Из описания тщедушного гимназического учителя вырастают точно обозначенные приметы эпохи. Мысль, которую стараются запрятать в футляр. Господство циркуляра запрещающего, разгул шпионства, высматривания, доноса. Газетные статьи с обоснованием запретов на все, вплоть до самых абсурдных и гротескных («запрещалась плотская любовь»). И как итог – страх рабский, добровольный, всеобщий. Беликов «угнетал нас», «давил нас всех», «стали бояться всего», «подчинялись, терпели».

Тут же, параллельно с обрисовкой Беликова – по-чеховски лаконичная и по-щедрински точная характеристика запуганной российской интеллигенции: «стали бояться всего. Боятся громко говорить, посылать письма, знакомиться, читать книги, боятся помогать бедным, учить грамоте». Так ведут себя «мыслящие, порядочные» интеллигенты – все та же бессмертная щедринская «тетенька».

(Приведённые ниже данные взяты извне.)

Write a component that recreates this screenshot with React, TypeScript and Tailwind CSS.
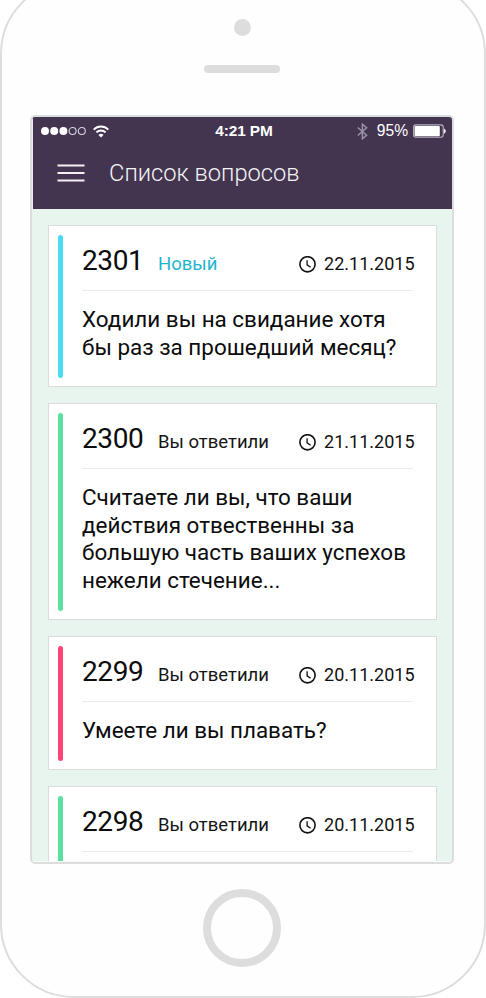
type Question = {
  id: string;
  status: string;
  statusClass: string;
  barClass: string;
  date: string;
  lines: string[];
};

const questions: Question[] = [
  {
    id: "2301",
    status: "Новый",
    statusClass: "text-[#1fb5d0]",
    barClass: "bg-[#4adcf2]",
    date: "22.11.2015",
    lines: ["Ходили вы на свидание хотя", "бы раз за прошедший месяц?"],
  },
  {
    id: "2300",
    status: "Вы ответили",
    statusClass: "text-[#151515]",
    barClass: "bg-[#5ce09d]",
    date: "21.11.2015",
    lines: [
      "Считаете ли вы, что ваши",
      "действия отвественны за",
      "большую часть ваших успехов",
      "нежели стечение...",
    ],
  },
  {
    id: "2299",
    status: "Вы ответили",
    statusClass: "text-[#151515]",
    barClass: "bg-[#ff4377]",
    date: "20.11.2015",
    lines: ["Умеете ли вы плавать?"],
  },
  {
    id: "2298",
    status: "Вы ответили",
    statusClass: "text-[#151515]",
    barClass: "bg-[#5ce09d]",
    date: "20.11.2015",
    lines: [],
  },
];

function ClockIcon() {
  return (
    <svg className="mr-[8px] h-[17px] w-[17px] shrink-0" viewBox="0 0 17 17" fill="none" stroke="#111">
      <circle cx="8.5" cy="8.3" r="7.6" strokeWidth="1.6" />
      <path d="M8.1 4.2V8.9L11.6 11.2" strokeWidth="1.3" />
    </svg>
  );
}

function StatusBar() {
  return (
    <div className="flex h-[28px] items-center pl-[8px] pr-[6px] text-white">
      <div className="flex flex-1 items-center">
        <svg className="h-[10px] w-[46px]" viewBox="0 0 46 10">
          <circle cx="4" cy="5" r="4" fill="#fff" />
          <circle cx="13.2" cy="5" r="4" fill="#fff" />
          <circle cx="22.4" cy="5" r="4" fill="#fff" />
          <circle cx="31.6" cy="5" r="3.5" fill="none" stroke="#d9d5df" strokeWidth="1.1" />
          <circle cx="40.8" cy="5" r="3.5" fill="none" stroke="#d9d5df" strokeWidth="1.1" />
        </svg>
        <svg className="ml-[6px] h-[13px] w-[16px]" viewBox="0 0 16 13" fill="none" stroke="#fff" strokeWidth="1.9">
          <path d="M0.7 4.6C4.7 0.4 11.3 0.4 15.3 4.6" />
          <path d="M3.4 7.4C6 4.8 10 4.8 12.6 7.4" />
          <path d="M8 12.6L5.5 9.9C6.9 8.5 9.1 8.5 10.5 9.9Z" fill="#fff" stroke="none" />
        </svg>
      </div>
      <div className="ml-px whitespace-nowrap font-['Liberation_Sans',sans-serif] text-[15.4px] font-bold leading-[18px] tracking-[-0.1px]">
        4:21 PM
      </div>
      <div className="flex flex-1 items-center justify-end">
        <svg className="mr-[9px] h-[17px] w-[11px]" viewBox="0 0 11 17" fill="none" stroke="#9a91a3" strokeWidth="1.5">
          <path d="M0.8 4.5L9.6 12.3L5.4 15.8V1.2L9.6 4.7L0.8 12.5" />
        </svg>
        <span className="font-['Liberation_Sans',sans-serif] text-[15.6px] leading-[18px]">95%</span>
        <svg className="ml-[5px] h-[14px] w-[33px]" viewBox="0 0 33 14">
          <rect x="0.6" y="0.9" width="29.6" height="12.4" rx="2.2" fill="none" stroke="#b9b3c0" strokeWidth="1.1" />
          <rect x="1.6" y="1.9" width="25.2" height="10.4" rx="1" fill="#fff" />
          <path d="M31.2 4.9C32.9 5.6 32.9 8.6 31.2 9.3Z" fill="#fff" stroke="#fff" strokeWidth="0.6" />
        </svg>
      </div>
    </div>
  );
}

function QuestionCard({ q }: { q: Question }) {
  return (
    <article className="flex shrink-0 border border-[#dadddb] bg-white pb-[8px] pl-[8.5px] pr-[23.5px] pt-[9px]">
      <div className={`w-[5px] shrink-0 rounded-full ${q.barClass}`} />
      <div className="ml-[19.5px] flex-1 pb-[16.3px]">
        <div className="flex h-[56px] items-end border-b border-[#ebebeb] pb-[12px]">
          <span className="w-[76px] text-[28px] leading-[34px] tracking-[-0.4px] text-[#0c0c0c]">{q.id}</span>
          <span className={`mb-px flex-1 whitespace-nowrap text-[18.5px] leading-[26px] ${q.statusClass}`}>{q.status}</span>
          <span className="-mr-[2px] mb-px flex items-center whitespace-nowrap text-[18px] leading-[26px] text-[#111]">
            <ClockIcon />
            {q.date}
          </span>
        </div>
        <p className="mt-[15px] min-h-[27.7px] whitespace-nowrap text-[22.45px] leading-[27.7px] text-[#0c0c0c]">
          {q.lines.map((line) => (
            <span key={line} className="block">
              {line}
            </span>
          ))}
        </p>
      </div>
    </article>
  );
}

export default function App() {
  return (
    <div className="h-[998px] w-[486px] overflow-hidden bg-white font-[Roboto,sans-serif]">
      <div className="-mt-[20px] flex h-[1018px] w-[486px] flex-col items-center rounded-[74px] border-2 border-[#dddddd] bg-[#fefefe] pr-[2px]">
        <div className="mt-[37px] h-[17px] w-[17px] rounded-full bg-[#dddddd]" />
        <div className="mt-[28.5px] h-[8.5px] w-[76px] rounded-full bg-[#dddddd]" />
        <div className="mt-[42px] flex h-[749px] w-[424px] shrink-0 flex-col overflow-hidden rounded-[5px] border-2 border-[#dcdddd] bg-[#e8f5ef]">
          <header className="h-[92px] shrink-0 border-l border-[#eceaee] bg-[#433550]">
            <StatusBar />
            <div className="flex h-[56px] items-center pl-[24px]">
              <svg className="h-[20px] w-[28px]" viewBox="0 0 28 20" stroke="#f3f1f4" strokeWidth="2">
                <path d="M0.5 2.5H27.5M0.5 10H27.5M0.5 17.5H27.5" />
              </svg>
              <h1 className="ml-[24px] whitespace-nowrap text-[23.7px] font-light leading-[30px] text-[#f5f3f6]">
                Список вопросов
              </h1>
            </div>
          </header>
          <main className="flex min-h-0 flex-1 flex-col gap-4 overflow-hidden border-b border-[#fafafa] pl-[16px] pr-[15px] pt-[16.3px]">
            {questions.map((q) => (
              <QuestionCard key={q.id} q={q} />
            ))}
          </main>
        </div>
        <div className="mt-[25px] h-[78px] w-[78px] shrink-0 rounded-full border-[8.5px] border-[#dddddd]" />
      </div>
    </div>
  );
}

Но чем завершается этот блестящий резко-социальный фрагмент? Возвратом к тому, с чего начинался (а начался он с разговора о явлениях атавизма, уподобления Беликова улитке, раку-отшельнику), – к натуре, к психологии: «ему, человеку по натуре одинокому». Дело в том, что и во всем этом стилизованном под Щедрина фрагменте суть была чисто чеховская. Чехов – естественник, медик и художник – постоянно, в мировоззрении и творчестве, идет от живой, здоровой жизни как нормы. Он не противопоставляет естественное, в том числе биологическое, социальному, а видит их переплетение, обусловленность, взаимовлияние.

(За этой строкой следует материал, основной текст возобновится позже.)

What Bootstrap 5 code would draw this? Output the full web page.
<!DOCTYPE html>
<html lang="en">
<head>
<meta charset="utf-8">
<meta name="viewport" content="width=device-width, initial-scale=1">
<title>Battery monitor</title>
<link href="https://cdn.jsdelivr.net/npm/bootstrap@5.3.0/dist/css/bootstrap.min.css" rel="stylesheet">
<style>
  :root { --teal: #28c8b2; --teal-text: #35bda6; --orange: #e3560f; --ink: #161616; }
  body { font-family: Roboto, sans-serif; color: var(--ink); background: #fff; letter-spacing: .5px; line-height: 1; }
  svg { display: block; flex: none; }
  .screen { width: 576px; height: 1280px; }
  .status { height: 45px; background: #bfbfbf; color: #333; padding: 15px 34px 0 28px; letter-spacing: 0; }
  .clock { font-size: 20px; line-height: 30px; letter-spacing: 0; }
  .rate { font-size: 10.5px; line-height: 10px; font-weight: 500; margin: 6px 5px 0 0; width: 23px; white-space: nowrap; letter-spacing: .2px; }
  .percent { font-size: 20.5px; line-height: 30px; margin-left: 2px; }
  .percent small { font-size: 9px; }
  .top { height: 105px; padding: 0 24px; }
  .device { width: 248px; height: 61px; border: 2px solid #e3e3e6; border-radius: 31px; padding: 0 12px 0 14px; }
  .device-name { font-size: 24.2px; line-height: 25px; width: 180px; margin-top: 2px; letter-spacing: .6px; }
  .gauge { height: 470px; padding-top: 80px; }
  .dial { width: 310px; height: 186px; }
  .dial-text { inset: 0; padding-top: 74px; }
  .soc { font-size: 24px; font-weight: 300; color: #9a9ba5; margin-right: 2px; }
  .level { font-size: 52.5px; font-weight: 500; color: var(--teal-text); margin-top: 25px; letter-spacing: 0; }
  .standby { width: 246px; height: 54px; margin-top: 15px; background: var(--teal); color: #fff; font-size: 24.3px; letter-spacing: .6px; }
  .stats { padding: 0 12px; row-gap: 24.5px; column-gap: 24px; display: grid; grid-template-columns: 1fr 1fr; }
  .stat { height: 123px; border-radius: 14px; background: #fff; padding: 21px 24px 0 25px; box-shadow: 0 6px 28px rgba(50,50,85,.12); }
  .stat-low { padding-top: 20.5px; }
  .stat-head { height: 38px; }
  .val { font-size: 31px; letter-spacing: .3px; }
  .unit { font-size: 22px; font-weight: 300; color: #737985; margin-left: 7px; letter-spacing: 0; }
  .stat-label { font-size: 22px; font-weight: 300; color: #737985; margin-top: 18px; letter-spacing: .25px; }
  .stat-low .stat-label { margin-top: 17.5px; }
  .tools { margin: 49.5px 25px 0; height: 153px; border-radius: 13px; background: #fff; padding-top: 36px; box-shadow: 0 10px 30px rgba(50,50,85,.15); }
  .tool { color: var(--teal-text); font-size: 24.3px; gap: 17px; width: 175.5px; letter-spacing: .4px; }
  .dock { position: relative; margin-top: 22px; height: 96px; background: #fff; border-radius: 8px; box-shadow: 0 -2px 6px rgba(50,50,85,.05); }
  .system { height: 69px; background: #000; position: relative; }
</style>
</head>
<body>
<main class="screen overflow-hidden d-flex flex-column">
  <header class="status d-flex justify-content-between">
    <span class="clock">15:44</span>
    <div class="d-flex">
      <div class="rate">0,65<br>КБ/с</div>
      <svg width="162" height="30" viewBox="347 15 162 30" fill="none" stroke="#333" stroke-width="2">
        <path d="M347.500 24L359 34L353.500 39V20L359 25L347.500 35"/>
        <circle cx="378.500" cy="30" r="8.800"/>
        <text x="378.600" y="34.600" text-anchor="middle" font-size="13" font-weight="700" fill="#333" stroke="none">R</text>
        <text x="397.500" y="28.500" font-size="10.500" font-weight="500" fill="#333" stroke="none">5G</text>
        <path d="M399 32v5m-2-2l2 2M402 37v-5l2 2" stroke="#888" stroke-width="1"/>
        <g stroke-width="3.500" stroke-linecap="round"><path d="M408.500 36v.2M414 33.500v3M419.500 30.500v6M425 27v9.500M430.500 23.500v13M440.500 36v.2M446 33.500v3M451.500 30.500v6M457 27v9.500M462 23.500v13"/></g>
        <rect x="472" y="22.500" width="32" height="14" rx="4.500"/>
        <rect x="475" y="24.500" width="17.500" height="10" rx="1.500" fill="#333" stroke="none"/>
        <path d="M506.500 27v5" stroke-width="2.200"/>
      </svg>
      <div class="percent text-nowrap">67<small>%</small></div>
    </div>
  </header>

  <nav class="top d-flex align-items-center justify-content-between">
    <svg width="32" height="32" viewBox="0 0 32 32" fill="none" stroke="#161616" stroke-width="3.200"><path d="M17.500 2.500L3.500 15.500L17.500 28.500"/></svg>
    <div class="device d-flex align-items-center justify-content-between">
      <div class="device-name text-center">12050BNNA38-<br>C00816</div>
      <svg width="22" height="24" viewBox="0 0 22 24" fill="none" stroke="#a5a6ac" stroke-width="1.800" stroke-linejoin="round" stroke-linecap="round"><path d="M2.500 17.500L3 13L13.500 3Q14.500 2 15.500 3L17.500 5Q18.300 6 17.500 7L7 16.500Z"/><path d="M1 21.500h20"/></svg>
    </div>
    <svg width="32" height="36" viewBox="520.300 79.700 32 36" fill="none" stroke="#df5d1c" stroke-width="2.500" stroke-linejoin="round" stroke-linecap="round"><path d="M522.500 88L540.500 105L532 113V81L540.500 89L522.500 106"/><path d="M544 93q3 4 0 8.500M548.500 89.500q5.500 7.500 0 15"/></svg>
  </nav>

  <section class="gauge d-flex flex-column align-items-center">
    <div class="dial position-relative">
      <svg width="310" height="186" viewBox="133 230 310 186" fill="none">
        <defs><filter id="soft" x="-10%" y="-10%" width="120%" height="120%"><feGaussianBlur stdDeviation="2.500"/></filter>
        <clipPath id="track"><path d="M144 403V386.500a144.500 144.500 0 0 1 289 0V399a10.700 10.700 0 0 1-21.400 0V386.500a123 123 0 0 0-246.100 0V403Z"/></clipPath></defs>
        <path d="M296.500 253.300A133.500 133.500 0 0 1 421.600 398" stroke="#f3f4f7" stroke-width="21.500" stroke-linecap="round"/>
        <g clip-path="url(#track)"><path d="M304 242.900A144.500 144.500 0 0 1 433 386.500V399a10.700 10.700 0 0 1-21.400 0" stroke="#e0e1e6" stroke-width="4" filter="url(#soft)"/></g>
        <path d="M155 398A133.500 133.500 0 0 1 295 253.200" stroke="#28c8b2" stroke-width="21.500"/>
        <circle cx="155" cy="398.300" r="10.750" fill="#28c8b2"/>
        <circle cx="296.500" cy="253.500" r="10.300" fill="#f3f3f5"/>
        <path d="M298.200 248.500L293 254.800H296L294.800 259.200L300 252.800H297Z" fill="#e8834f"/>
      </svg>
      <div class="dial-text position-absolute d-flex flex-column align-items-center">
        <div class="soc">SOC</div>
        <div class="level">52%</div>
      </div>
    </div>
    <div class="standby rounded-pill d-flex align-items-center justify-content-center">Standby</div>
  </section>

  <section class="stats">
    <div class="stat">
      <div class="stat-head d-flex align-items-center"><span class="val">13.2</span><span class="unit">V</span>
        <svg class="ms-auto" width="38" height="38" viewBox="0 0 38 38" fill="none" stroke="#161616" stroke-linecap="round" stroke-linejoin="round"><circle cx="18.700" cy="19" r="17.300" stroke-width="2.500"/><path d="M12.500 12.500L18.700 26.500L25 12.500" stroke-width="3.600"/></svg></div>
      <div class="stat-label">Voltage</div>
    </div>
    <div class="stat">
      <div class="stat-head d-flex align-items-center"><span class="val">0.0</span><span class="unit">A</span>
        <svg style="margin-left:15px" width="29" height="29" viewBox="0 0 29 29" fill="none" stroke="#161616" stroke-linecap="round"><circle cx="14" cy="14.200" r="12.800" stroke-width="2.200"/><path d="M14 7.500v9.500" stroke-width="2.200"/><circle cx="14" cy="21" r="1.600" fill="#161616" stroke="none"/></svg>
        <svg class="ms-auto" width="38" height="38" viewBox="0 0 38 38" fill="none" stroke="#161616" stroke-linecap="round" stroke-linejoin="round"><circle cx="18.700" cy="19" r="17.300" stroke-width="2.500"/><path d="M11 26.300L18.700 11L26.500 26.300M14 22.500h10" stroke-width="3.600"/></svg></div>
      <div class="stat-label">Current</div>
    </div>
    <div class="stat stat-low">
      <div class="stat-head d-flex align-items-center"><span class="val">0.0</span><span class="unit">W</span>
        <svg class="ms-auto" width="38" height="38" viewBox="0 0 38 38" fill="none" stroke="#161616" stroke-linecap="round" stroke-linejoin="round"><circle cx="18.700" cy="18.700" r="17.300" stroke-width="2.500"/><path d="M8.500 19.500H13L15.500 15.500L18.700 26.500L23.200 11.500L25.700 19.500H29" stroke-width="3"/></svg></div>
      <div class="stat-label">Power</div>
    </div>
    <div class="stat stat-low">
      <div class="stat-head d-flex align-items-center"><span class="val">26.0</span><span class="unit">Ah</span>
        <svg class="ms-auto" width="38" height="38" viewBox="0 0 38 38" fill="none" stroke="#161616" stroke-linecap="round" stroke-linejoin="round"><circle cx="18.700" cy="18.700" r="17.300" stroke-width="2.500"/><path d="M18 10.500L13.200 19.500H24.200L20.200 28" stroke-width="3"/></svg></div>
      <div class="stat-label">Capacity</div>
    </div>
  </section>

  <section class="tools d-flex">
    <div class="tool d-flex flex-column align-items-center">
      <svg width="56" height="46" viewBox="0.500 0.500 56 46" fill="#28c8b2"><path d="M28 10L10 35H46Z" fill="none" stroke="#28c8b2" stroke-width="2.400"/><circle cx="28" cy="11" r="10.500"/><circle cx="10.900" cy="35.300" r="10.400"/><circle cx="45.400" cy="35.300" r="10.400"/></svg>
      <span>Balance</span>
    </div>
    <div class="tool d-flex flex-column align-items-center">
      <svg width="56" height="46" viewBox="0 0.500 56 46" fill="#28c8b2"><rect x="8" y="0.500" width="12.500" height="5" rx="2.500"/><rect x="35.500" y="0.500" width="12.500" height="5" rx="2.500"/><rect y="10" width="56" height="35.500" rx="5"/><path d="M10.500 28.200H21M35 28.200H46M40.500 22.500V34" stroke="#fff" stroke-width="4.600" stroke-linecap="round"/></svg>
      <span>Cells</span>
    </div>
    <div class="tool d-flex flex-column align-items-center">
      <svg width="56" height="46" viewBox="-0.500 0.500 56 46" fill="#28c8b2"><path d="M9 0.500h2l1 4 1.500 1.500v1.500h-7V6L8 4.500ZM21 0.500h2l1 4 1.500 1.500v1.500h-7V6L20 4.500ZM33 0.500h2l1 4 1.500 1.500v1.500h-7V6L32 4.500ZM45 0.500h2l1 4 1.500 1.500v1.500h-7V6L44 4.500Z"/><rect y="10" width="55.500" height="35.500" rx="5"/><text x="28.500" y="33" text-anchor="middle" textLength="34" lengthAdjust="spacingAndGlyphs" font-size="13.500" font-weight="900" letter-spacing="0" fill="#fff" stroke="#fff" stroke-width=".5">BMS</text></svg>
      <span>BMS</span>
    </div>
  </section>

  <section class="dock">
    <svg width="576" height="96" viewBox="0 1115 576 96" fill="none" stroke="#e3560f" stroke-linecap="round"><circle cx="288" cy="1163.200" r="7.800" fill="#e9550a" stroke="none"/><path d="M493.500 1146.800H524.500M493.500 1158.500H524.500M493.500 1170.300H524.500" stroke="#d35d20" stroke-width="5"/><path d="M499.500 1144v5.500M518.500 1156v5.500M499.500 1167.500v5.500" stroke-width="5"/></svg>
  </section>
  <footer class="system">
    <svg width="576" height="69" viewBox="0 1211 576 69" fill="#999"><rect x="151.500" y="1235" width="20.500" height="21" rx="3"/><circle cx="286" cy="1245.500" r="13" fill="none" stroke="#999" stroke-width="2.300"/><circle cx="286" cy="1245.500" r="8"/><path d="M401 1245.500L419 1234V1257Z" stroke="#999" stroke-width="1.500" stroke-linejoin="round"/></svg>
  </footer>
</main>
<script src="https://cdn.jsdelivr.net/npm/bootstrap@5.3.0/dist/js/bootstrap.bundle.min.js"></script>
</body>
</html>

У Чехова не названы наиболее серьезные, важные формы общественной жизни и деятельности, против которых в первую очередь направлялись запреты и циркуляры (может быть, только намеком в отзывах Беликова о Коваленках: «странный образ мыслей», «рассуждают они», «попадешь в какую-нибудь историю»). Более конкретно назвать эти формы было невозможно, да, пожалуй, в этом и нет необходимости. Главное для писателя – показать несовместимость беликовского футляра с живой жизнью, с душевным здоровьем – со всем, что было для Чехова «святая святых».

И вновь – возможность глубинного, философского понимания темы футляра – сковывающих человеческую жизнь форм сознания и поведения. Эта тема объединяет все рассказы «маленькой трилогии» и ставит в один ряд имеющую сатирический заряд ситуацию «Человека в футляре» и сложно-психологическую ситуацию рассказа «О любви».

Мы видим, что использование сатирических красок отнюдь не было чуждым для Чехова на всем протяжении его творчества. Известно суждение Р. Иванова-Разумника о том, что Чехов был сатириком своей эпохи.[157] Но сатирическому у Чехова должно быть дано иное осмысление, чем то, которое давалось в советском литературоведении.

В свое время, например, Л. Плоткин[158] верно писал о том, что на протяжении творческого пути писателя «существенные изменения претерпели методы и формы чеховской сатиры»: «в зрелый период» он прибегает к приему «скрытого сатирического подтекста» и заведомо отрицательные фигуры в своих произведениях «рисует сдержанно и спокойно». Различие Чехова с его предшественниками, в первую очередь с Щедриным, таким образом, виделось лишь стилистическое. При этом как бы само собой разумелось, что целью Чехова было «обличение социального зла». Задачи, которые решал Щедрин, приписывались Чехову – писателю совершенно иного мироощущения.

Иванов-Разумник, назвавший Чехова сатириком своей эпохи, которую историк русской общественной мысли определил как «эпоху общественного мещанства», пытался обрисовать это различие двух мироощущений: «Мелкие юмористические рассказики его настолько же характеризуют эту эпоху, насколько и озлобленные, ядовитые сатиры Салтыкова. И еще большой вопрос – что тяжелее ложится на душу читателя: облитая оцтем и желчью сатира Щедрина или веселенькие пейзажики, набрасываемые легкой рукой Чехонте. <…> Все эти юмористические рассказики в две-три странички имеют содержание шире размеров, <…> все это не только смешно, но и трагично. <…> Трагедия эта – в полном отсутствии трагического, высокого в жизни, трагедия эта – в страшной пошлости и мелочности людской, в мещанской жизни как таковой, а не только в мещанстве определенной эпохи или определенного класса людей… Чехов, как истинный великий художник, выходит за пределы своей эпохи; он – не только сатирик эпохи общественного мещанства, он – шире этого; для него вся жизнь сама по себе, жизнь как таковая, есть «мещанская драма», и в этом весь ужас жизни».